• _Job_: Give the count of lines containing the string "full", with no other output.
[START]
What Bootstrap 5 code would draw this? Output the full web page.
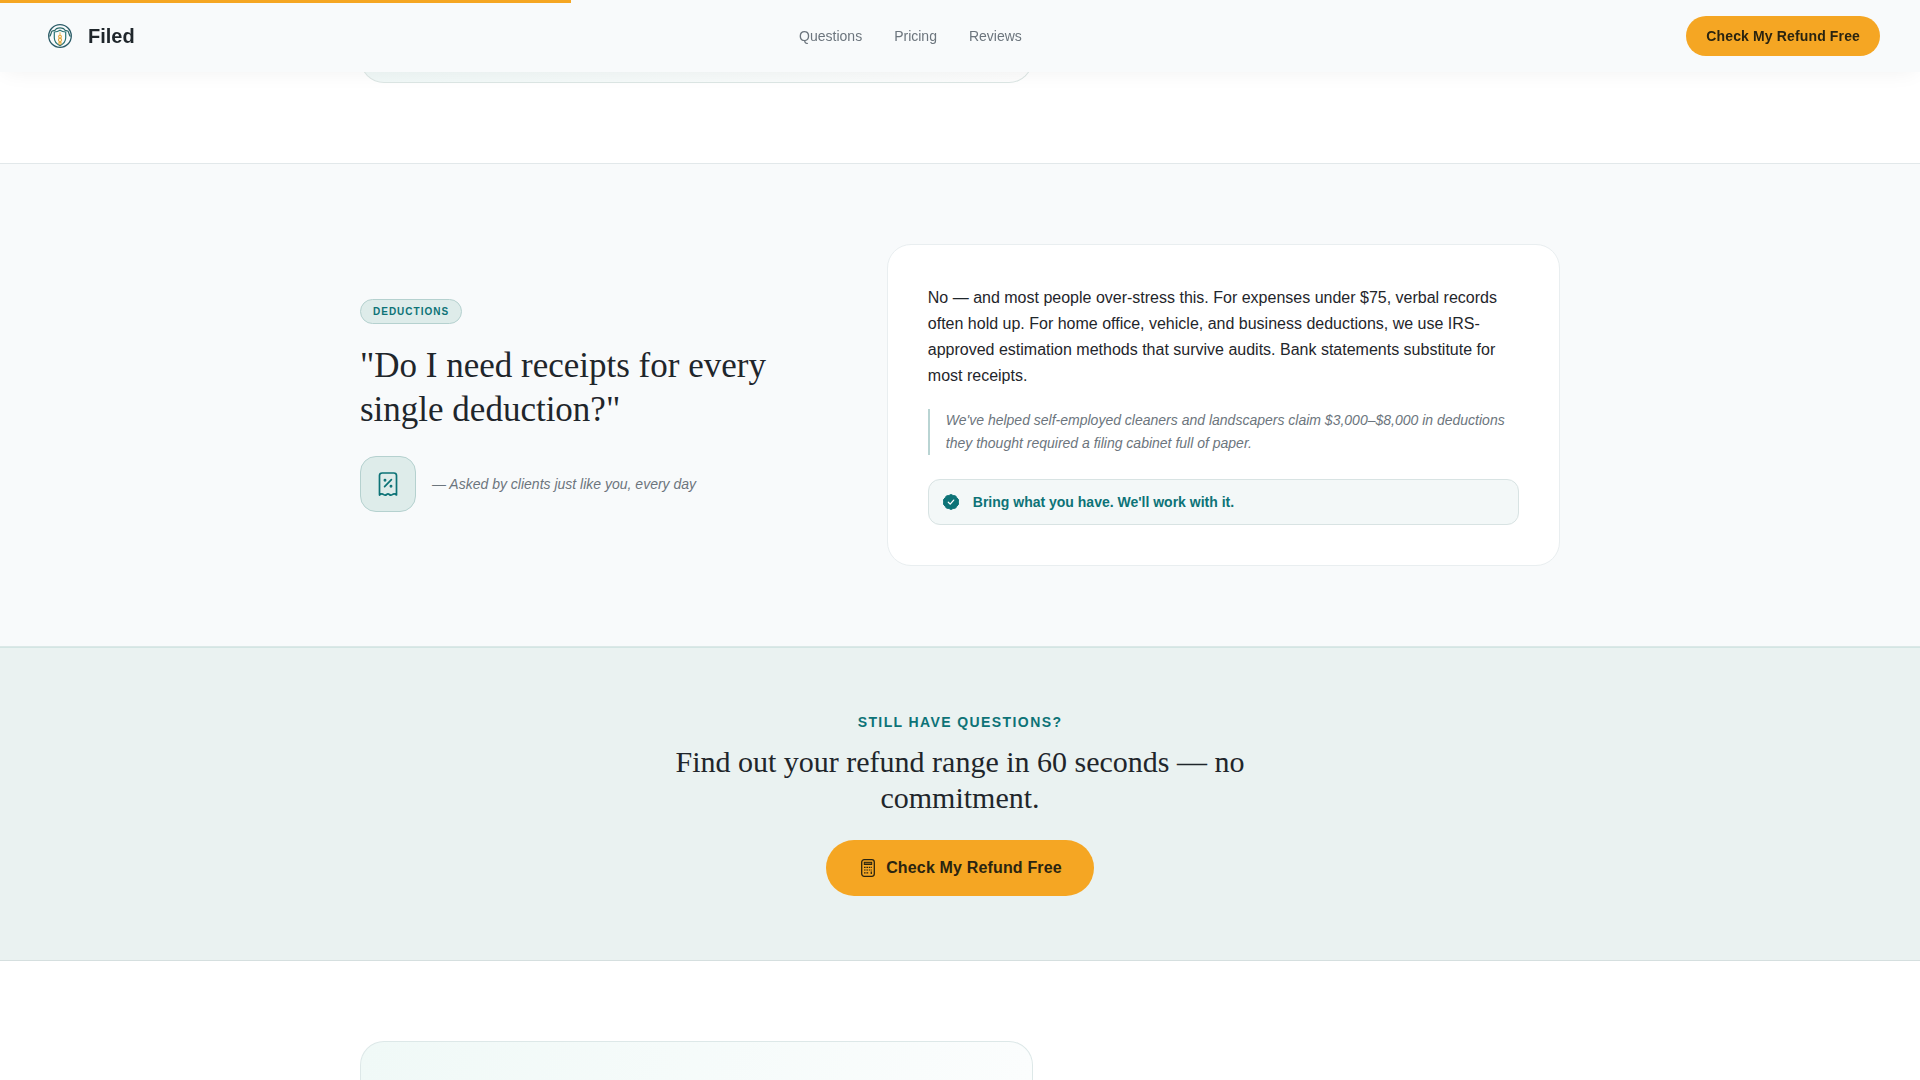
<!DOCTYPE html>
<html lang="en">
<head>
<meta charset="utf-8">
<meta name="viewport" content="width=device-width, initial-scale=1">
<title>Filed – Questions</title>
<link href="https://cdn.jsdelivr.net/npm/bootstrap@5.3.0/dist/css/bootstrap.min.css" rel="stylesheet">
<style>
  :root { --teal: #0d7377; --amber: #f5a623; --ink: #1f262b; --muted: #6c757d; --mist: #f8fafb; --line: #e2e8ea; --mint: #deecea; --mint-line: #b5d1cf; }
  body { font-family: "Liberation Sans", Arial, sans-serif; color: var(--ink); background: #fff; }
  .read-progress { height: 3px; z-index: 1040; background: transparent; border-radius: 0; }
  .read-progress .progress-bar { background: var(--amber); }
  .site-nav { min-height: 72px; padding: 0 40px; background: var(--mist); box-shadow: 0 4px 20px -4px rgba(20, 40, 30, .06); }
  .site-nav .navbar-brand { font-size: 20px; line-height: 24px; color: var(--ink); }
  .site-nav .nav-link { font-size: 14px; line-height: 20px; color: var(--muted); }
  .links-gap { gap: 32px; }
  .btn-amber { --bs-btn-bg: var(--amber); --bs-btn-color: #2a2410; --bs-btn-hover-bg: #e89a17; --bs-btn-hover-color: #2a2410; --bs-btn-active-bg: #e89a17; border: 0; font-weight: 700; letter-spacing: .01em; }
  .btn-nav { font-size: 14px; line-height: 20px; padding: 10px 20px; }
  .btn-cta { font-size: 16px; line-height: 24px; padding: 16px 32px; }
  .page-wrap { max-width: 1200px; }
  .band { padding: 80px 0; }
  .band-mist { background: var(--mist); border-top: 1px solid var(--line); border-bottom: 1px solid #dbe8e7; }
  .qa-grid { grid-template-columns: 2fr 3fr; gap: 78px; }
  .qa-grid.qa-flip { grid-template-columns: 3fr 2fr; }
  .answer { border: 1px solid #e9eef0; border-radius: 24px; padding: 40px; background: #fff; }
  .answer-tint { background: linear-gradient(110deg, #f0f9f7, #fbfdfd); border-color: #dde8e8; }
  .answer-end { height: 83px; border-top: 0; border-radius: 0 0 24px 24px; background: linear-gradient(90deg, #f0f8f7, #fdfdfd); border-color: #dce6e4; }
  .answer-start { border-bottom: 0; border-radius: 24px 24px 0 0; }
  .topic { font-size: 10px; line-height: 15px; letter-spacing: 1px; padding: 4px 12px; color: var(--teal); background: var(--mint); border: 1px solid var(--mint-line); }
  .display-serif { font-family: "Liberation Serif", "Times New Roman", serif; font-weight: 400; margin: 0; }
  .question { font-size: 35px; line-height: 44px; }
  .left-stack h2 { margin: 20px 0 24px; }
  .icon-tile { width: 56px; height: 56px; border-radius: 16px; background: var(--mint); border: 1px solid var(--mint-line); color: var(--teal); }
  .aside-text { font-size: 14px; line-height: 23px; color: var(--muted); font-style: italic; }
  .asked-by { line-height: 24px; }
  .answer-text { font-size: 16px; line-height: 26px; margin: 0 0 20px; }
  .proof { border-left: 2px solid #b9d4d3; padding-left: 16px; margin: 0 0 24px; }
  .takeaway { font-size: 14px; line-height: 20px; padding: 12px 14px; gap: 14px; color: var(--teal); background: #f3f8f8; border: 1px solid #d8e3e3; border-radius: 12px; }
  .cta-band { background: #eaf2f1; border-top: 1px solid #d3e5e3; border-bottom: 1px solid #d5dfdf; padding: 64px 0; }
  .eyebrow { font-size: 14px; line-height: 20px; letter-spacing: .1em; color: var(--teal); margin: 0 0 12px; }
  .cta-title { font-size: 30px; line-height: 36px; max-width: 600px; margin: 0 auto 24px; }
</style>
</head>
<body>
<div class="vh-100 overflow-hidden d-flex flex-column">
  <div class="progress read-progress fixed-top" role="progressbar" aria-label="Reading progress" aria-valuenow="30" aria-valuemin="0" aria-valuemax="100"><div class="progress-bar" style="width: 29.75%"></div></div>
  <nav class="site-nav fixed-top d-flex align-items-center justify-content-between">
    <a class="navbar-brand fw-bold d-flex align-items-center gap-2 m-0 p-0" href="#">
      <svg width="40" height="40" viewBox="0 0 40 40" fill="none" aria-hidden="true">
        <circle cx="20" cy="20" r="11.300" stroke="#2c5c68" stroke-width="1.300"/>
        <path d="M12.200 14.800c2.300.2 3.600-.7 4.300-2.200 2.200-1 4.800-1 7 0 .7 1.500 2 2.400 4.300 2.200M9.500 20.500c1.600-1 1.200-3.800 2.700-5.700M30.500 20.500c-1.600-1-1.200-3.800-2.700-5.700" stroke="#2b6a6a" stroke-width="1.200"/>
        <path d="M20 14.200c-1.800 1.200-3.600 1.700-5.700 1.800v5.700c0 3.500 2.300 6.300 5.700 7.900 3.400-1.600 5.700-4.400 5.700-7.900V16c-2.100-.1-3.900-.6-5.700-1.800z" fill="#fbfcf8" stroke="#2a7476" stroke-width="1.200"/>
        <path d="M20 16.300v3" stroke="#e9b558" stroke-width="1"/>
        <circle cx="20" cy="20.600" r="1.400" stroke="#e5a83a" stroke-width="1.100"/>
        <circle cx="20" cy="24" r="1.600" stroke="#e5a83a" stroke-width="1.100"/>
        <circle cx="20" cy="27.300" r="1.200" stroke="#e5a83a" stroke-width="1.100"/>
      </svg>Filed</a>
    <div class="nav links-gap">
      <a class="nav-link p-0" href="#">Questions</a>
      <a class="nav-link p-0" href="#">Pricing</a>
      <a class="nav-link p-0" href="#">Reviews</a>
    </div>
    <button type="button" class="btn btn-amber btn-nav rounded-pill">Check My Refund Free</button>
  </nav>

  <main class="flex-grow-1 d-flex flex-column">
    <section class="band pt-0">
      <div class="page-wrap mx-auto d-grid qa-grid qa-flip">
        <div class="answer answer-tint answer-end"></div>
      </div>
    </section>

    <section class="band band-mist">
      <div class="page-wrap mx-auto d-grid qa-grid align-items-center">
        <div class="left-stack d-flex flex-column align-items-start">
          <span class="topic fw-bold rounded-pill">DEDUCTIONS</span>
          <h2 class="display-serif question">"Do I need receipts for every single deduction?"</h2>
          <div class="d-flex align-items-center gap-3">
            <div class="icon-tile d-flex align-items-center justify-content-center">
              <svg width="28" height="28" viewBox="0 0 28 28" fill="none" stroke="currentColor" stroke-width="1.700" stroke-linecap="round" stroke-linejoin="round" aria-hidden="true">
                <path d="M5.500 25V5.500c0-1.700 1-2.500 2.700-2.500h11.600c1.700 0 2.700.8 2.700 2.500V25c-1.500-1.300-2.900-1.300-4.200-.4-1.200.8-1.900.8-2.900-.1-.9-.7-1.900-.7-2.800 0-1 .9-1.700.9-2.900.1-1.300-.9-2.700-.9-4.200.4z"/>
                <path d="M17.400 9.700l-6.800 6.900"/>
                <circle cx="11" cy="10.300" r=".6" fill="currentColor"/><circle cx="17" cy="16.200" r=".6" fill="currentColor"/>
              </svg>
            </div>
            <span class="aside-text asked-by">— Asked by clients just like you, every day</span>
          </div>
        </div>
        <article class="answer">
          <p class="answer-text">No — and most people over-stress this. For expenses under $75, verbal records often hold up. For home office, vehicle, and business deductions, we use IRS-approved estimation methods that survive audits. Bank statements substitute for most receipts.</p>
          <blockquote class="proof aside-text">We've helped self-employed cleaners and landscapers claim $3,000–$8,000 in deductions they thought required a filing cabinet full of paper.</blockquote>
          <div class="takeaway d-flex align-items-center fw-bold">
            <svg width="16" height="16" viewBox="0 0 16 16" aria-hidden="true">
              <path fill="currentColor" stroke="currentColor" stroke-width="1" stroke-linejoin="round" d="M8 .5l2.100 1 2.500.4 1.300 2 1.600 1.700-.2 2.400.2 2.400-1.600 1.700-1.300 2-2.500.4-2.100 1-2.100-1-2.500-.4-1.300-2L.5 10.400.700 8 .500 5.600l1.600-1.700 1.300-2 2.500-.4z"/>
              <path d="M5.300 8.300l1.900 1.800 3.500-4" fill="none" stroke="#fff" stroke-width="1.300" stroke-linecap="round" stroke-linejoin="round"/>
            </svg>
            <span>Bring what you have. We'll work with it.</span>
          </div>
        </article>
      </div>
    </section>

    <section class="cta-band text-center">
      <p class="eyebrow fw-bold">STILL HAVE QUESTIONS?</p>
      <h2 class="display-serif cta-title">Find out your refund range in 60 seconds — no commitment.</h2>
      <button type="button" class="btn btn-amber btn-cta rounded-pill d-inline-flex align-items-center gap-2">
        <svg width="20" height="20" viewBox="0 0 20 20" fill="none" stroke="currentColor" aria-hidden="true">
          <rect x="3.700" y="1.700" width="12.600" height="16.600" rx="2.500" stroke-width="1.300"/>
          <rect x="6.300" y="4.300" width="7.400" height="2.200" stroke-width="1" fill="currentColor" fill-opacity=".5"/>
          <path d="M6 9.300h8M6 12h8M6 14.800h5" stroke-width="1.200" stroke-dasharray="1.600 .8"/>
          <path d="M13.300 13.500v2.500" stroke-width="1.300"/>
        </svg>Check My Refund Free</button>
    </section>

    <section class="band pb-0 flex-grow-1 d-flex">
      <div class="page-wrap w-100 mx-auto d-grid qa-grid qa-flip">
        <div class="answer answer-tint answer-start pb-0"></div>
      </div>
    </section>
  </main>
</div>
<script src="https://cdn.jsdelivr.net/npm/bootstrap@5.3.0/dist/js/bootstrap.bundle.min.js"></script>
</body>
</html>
[END]
• _Task answer_: 2